“Mind Boggling” is a puny word to describe the grandness and scale of Maha Kumbh 2013 at Allahabad, India. You would have read/seen countless accounts describing the world’s largest fair (Maha Kumbh Mela). I however will stray away from the usual narratives about the camps, groups, holy men (shadhus), divine experiences or miracles and put forth a much grounded experience which kindled me from the core.
At Kumbh, it is all about THE experience. Nothing in the entire world can substitute it. No words can describe the divinity of the event and one must visit the fair to experience it. I am usually put off by crowded places and generally try to avoid them and even the Kumbh was not an exception for me. It was only when I boarded the overnight train from Delhi that the excitement finally started to hit me. The train journey was surprisingly quite comfortable, which usually isn’t the case. We reached early morning at around 6 A.M and headed straight for the guest house. Our trip was short as we had planned to return the same night. Not spending even one night in the camps is something that I regret now.

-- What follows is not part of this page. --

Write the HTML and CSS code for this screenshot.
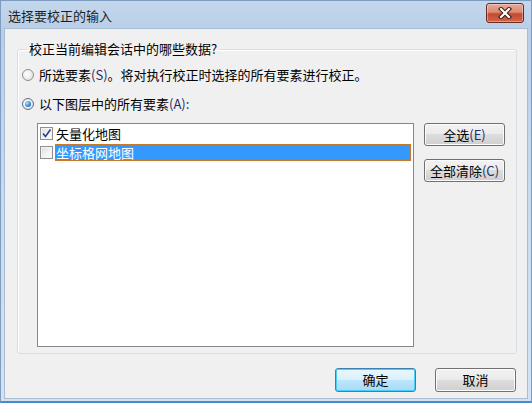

When countless people congregate and pray together for months with the sole purpose of uplifting themselves, when each one of them is only there to take a dip in the holy waters. It would even make an atheist lose his/her beliefs. The magnitude and scale of the event cannot be gauged by just viewing some pictures and reading news reports. It has to be felt personally. We headed for the Sangam at around 10 A.M and I must mention that it was extremely scenic to say the least! The vast river banks on both sides were covered with just tents and innumerable heads! We took a short and serene boat ride to the actual place of Sangam (where Ganges and Yamuna merge). This is where we spent the next hour cleansing our sins by immersing ourselves in the holy waters of the Ganges and… it was not just a usual river bath; it was a divine bath. Mildly cold water was compensated by the warm sunlight and each dip in the river rejuvenated every atom of the body. We headed back to the shore and on the way fed some migratory birds from Siberia! One couldn’t help but wonder; how lucky are these birds to feed on those waters all the way from Siberia!
The day had passed quite well, much better than my expectations and it was about to get better. In the evening we attended the Ganga Aarti. The backdrop of the aarti was such that one could view the entire Kumbh area down below. It was a real treat to watch the entire area lit at night. Standing at that vantage point, the night view looked AMAZING. In my opinion, it was the best place to watch and realize the grandeur and enormity of the event. Hats off to the organizers and people who made it possible!!
Yes, the river bath was wonderful and the evening Ganga aarti was a great way to end the day…but here came a realization that things should not be taken for granted and our each and every living moment must be well appreciated and thanked for. It came at place where I was least expecting it, after all the day at the Kumbh was over and we were at the Allahabad railway station waiting for our train to arrive at the platform. Sitting next to us was a family supposedly from one of the remote villages of India. They looked extremely poor and had come with paltry home prepared meal. My attention fell on this old man from the family, who after many attempts managed to open his own meal box. Two measly Chapattis and some mixed vegetable was all which he had in front of him for dinner. He washed his hands with a little water, closed his eyes, said a prayer, bowed his head and then took the first bite. I have seen many homeless people on the streets, many without proper food and clothes but this man’s action left me stumped. It literally brought tears to my eyes. Had the siren from the approaching train not distracted me, I would have definitely started crying.
I couldn’t help but ponder over the fact that how superficial urban life has become. We want the best of things at our disposal and are in a continuous race to achieve them at any cost. It is a pity that we do not even pause to appreciate what we already have. Things we already have are simply taken for granted. This man appreciated the importance of whatever little he had and most importantly thanked god for it. He did not fret or looked upset, but rather seemed happy and content.
I am sure that each and every one, who visited the Kumbh have their own experiences but for me; no matter how trivial; It was Maha, Maha enough to instill a change and strengthen my beliefs.